UNITED STATES COURT OF APPEALS FOR THE THIRD CIRCUIT
Jan 17, 2020
No. 18-1333 (3d Cir. Jan. 17, 2020)

Opinion

No. 18-1333

01-17-2020

HAMID ABDUL-SHABAZZ, Appellant v. ADMINISTRATOR EAST JERSEY STATE PRISON; THE ATTORNEY GENERAL OF THE STATE OF NEW JERSEY


NOT PRECEDENTIAL

On Appeal from the United States District Court for the District of New Jersey
(D.N.J. No. 2:14-cv-03959)
District Judge: Honorable Esther Salas Submitted Under Third Circuit L.A.R. 34.1(a)
January 16, 2020 Before: JORDAN, GREENAWAY, JR., and KRAUSE, Circuit Judges OPINION KRAUSE, Circuit Judge.

This disposition is not an opinion of the full Court and pursuant to I.O.P. 5.7 does not constitute binding precedent.

Hamid Abdul-Shabazz appeals the order of the United States District Court for the District of New Jersey denying his petition for a writ of habeas corpus under 28 U.S.C. § 2254. Because the state court reviewing his case did not unreasonably apply Strickland v. Washington, 466 U.S. 668 (1984), we will affirm the District Court's denial of habeas relief. I. Background

The District Court had jurisdiction under 28 U.S.C. § 2254, and we have jurisdiction under 28 U.S.C. § 2253(a). Because the District Court did not conduct an evidentiary hearing, our review is plenary. Abdul-Salaam v. Sec'y of Pa. Dep't of Corr., 895 F.3d 254, 265 (3d Cir. 2018).

Petitioner was convicted for crimes related to the armed robbery of Joseph Robinson, who made an in-person identification of him a month after the robbery. Trial counsel argued that Robinson might have been shown Petitioner's mug shot, among others, on the day of the robbery but failed to pick out Petitioner as the perpetrator at that time. In post-conviction relief (PCR) proceedings in state court, Petitioner was represented by a different attorney who confirmed that his mug shot was indeed in the database used to generate the group of photos shown to Robinson. On that basis, Petitioner claimed his trial counsel provided ineffective assistance by conducting a deficient investigation and thereby prejudicing his defense.

After an evidentiary hearing, the Superior Court denied Petitioner's PCR petition.

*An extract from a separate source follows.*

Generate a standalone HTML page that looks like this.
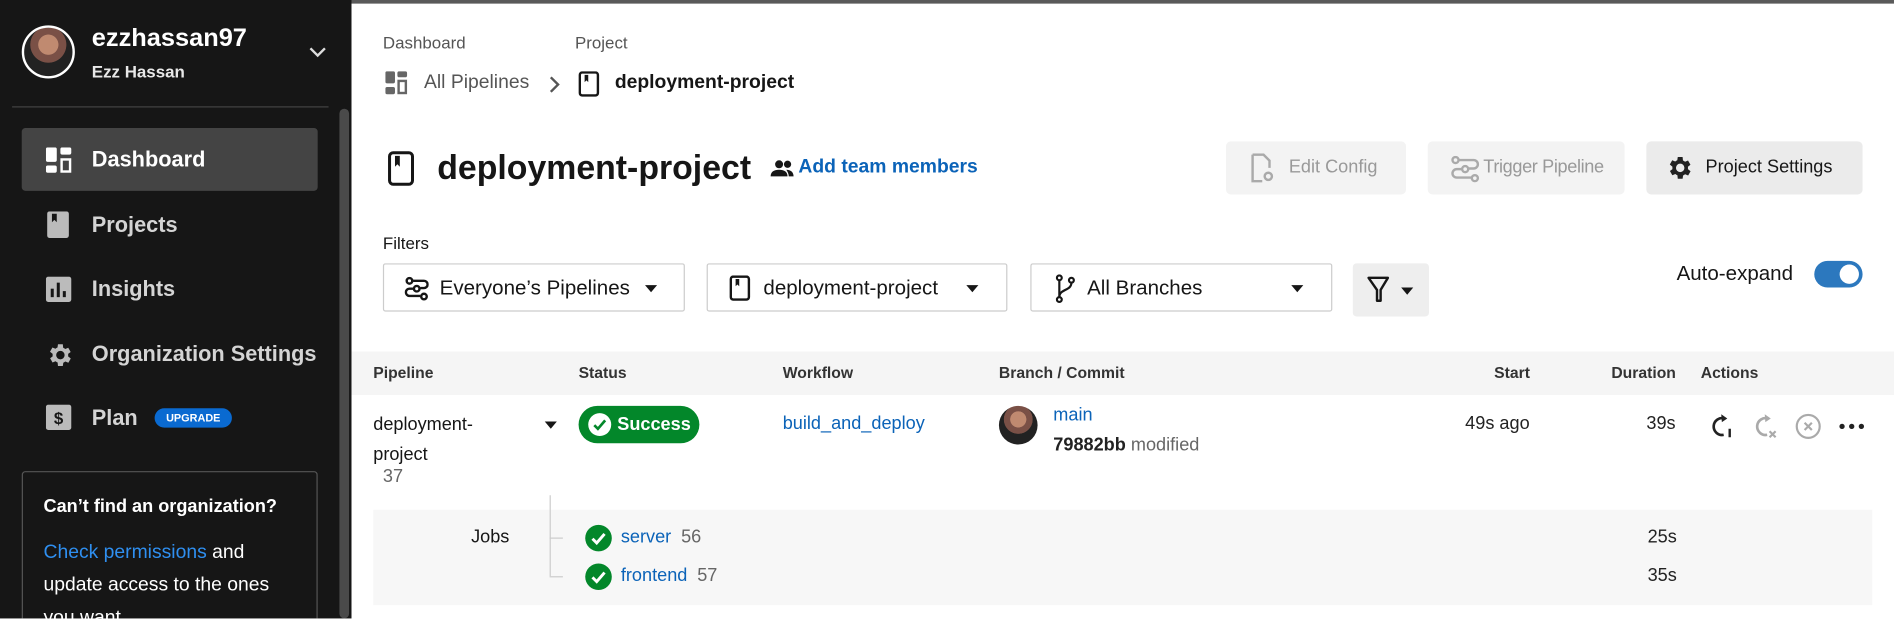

The Appellate Division affirmed, and the New Jersey Supreme Court denied his petition for certification. On federal habeas review, the District Court denied Petitioner's petition. We granted a certificate of appealability as to Petitioner's "claim that counsel performed ineffectively by failing to properly investigate whether his photo was in the database shown by police to the victim shortly after the crime." App. 30.

II. Discussion

Before us, Petitioner reiterates his argument that trial counsel's investigation was deficient and resulted in prejudice. In addition, in an effort to bolster that argument, Petitioner contends that counsel's failure to object to a related jury instruction "compounded counsel's ineffectiveness." Appellant's Br. 31. We address these alleged deficiencies separately.

A. Failure to Investigate

Where state courts have ruled on the merits of the petitioner's claim, we defer under the Antiterrorism and Effective Death Penalty Act (AEDPA) to the "last reasoned decision," Abdul-Salaam, 895 F.3d at 265 (citation omitted)—here, the Superior Court's decision—and we grant relief only if this decision "was contrary to, or involved an unreasonable application of, clearly established Federal law," 28 U.S.C. § 2254(d).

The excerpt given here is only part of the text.